Le GIEC est cependant une initiative à l’origine de l’Organisation des Nations Unies. Ça tombe bien, son secrétaire général António Guterres était présent au sommet. Dans une déclaration, il reconnaît lui aussi que « le fossé entre l’IA et sa gouvernance est large et ne cesse de se creuser. » Pour António Guterres, « les principes de gouvernance de l’IA devraient être fondés sur la Charte des Nations unies et sur la Déclaration universelle des Droits de l’Homme. »

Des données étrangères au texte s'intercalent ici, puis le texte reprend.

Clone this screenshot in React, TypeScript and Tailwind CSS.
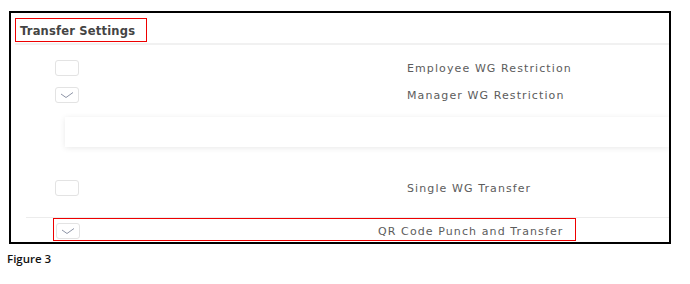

Le Secrétaire général de l’ONU António Guterres // Source : Photo ONU / Manuel Elías

C’est pourquoi le secrétaire général de l’ONU a annoncé il y a quelques jours la création d’un organisme consultatif dédié à l’IA : pour l’ONU, c’est une étape importante dans ses efforts de résolution des problèmes de gouvernance internationale de l’IA. Cet organisme est composé d’« experts gouvernementaux, du secteur privé, de la communauté scientifique, de la société civile et du monde universitaire ». L’un des objectifs de cet organisme est justement de « bâtir un consensus scientifique mondial sur les risques et les défis » de l’IA. Cet organisme n’a donc pas la même forme que le GIEC, mais s’en rapproche sur certains points.

Un calendrier a d’ores et déjà été révélé : le comité publiera des recommandations préliminaires cette année, avant des recommandations finales pour l’été 2024. Le but : être prêt pour le Sommet de l’avenir en septembre 2024, mais également pour le prochain sommet international dédié à l’IA.

Un prochain sommet de l’IA dès l’année prochaine, en France

Dans un communiqué du ministère de l’Économie, on apprend que la France accueillera le prochain Sommet sur la sécurité de l’intelligence artificielle, qui aura lieu à Paris en 2024. Mais avant, un mini-sommet virtuel sera organisé dans six mois par la Corée du Sud. De quoi préparer le « vrai » sommet français.

L’objectif de ce futur sommet sera d’intensifier et d’élargir la coopération autour de l’IA suite à cette déclaration. On peut imaginer que d’autres pays pourraient se joindre, si ce premier bilan d’étape, au Royaume-Uni, s’est montré suffisamment concluant.